### TASK STATEMENT
Which lines below hold the word "React"? Report each one.

### DATA SHOWN
※

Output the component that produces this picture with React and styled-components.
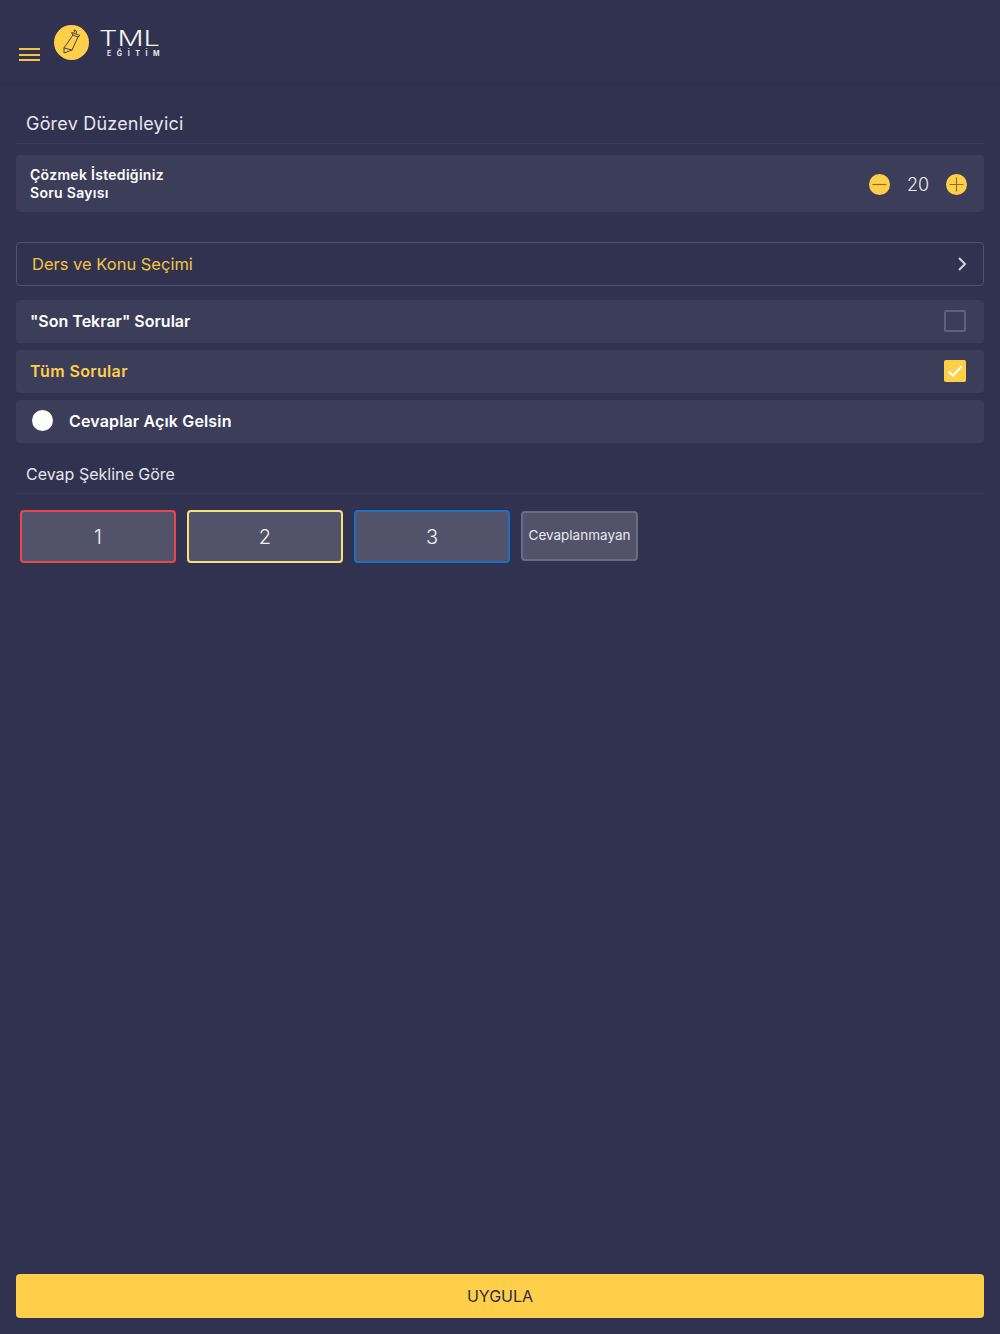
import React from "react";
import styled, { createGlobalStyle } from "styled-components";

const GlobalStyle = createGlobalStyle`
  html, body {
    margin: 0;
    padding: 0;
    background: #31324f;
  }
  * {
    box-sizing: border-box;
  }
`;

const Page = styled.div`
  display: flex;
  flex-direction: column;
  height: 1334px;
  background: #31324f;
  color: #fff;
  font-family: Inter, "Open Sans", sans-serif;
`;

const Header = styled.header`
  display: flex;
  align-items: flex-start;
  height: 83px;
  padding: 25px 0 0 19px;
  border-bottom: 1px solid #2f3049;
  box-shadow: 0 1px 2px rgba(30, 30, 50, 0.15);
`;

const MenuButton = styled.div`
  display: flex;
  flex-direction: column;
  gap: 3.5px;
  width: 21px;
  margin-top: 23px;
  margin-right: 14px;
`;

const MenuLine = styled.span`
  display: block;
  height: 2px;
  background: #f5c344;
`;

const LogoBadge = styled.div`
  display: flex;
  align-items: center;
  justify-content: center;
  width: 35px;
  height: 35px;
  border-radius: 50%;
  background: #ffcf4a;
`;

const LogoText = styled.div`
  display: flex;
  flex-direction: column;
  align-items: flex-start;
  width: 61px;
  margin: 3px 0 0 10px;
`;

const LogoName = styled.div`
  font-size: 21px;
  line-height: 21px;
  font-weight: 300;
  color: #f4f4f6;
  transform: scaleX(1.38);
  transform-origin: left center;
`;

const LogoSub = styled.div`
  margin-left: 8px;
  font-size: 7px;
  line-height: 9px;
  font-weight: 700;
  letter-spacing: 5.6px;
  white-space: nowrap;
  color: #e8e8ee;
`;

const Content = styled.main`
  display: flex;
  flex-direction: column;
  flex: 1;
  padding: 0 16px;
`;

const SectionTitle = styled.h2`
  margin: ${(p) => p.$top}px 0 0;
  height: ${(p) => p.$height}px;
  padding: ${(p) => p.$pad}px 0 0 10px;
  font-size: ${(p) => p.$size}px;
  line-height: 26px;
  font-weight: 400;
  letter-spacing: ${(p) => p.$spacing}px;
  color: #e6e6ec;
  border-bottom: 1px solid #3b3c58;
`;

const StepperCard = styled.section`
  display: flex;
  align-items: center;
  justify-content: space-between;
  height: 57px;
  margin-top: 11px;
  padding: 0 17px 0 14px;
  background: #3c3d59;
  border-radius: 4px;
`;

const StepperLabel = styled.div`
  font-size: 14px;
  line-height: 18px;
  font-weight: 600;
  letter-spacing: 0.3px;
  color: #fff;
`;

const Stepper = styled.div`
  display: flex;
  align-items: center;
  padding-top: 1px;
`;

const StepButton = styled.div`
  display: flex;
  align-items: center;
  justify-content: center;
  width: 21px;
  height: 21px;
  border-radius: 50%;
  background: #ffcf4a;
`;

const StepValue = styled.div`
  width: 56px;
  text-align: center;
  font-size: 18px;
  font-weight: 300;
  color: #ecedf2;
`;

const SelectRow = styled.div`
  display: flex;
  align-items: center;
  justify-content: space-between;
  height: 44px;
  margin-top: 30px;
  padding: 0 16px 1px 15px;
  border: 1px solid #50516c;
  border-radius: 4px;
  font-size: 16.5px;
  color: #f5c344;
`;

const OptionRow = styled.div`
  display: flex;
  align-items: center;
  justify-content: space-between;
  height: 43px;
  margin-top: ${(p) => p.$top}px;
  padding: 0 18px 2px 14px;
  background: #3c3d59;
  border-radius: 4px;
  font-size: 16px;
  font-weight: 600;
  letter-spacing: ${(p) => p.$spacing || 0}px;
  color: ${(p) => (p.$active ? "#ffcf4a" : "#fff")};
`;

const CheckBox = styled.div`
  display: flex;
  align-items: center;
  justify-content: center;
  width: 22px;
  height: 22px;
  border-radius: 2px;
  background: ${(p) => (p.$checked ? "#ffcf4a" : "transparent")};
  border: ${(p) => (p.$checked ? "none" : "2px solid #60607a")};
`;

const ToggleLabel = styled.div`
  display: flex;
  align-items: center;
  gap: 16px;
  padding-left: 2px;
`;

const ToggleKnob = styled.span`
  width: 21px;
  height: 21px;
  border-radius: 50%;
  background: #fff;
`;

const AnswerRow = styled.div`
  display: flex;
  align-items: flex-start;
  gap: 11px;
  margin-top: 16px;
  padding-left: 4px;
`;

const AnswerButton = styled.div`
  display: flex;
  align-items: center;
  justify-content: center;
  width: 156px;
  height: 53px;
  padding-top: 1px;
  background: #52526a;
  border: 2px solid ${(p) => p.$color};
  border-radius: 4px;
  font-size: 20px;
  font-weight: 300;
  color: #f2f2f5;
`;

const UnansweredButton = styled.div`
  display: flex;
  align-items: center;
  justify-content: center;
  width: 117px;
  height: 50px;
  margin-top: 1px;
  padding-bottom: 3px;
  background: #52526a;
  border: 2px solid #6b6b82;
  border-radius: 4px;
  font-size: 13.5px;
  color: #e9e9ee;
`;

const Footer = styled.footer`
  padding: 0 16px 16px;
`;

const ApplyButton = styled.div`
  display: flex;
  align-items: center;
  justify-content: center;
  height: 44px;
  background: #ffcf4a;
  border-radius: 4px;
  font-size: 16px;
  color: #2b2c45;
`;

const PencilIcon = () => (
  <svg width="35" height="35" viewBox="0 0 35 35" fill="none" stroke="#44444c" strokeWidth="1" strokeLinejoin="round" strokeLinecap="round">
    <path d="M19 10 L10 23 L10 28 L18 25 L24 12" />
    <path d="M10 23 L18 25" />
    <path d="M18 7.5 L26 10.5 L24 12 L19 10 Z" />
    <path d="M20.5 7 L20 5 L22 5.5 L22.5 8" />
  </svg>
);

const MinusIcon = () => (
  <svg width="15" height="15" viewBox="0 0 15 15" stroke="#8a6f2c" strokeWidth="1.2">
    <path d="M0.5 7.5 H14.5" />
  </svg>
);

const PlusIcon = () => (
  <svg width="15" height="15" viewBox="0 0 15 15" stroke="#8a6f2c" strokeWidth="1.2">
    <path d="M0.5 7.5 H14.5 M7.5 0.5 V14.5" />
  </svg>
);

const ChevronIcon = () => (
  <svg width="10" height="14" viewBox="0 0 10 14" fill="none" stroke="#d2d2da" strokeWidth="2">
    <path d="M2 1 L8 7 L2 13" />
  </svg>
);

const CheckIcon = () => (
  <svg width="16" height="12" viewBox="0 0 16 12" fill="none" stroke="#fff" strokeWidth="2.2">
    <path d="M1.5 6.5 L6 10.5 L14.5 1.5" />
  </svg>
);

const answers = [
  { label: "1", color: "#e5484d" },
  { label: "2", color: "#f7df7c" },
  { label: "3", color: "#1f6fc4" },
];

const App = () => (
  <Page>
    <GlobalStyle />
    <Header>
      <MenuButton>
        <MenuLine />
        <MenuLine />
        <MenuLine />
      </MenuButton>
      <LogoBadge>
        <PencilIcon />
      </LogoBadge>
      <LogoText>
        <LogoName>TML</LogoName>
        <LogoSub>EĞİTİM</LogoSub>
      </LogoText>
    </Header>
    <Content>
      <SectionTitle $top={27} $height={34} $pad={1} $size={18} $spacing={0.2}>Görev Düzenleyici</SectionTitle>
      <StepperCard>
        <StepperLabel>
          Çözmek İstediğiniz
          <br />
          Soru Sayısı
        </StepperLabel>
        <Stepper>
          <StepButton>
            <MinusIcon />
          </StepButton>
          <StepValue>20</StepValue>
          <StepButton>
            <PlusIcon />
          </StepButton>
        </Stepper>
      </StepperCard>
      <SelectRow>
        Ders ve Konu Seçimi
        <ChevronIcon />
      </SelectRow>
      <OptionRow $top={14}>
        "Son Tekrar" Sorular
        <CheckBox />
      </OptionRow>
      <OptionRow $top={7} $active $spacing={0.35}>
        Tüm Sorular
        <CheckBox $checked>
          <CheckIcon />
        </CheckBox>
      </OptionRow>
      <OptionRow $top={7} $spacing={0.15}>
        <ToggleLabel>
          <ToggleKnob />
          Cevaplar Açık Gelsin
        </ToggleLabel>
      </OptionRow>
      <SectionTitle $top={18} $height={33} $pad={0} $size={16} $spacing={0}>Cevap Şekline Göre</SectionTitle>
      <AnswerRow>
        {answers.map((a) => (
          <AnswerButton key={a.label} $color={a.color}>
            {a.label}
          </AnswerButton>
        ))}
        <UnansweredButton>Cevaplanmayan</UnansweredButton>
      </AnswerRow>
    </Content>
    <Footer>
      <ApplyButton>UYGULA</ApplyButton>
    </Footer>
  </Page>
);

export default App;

※

### RIGHT ANSWER
Output the component that produces this picture with React and styled-components.
import React from "react";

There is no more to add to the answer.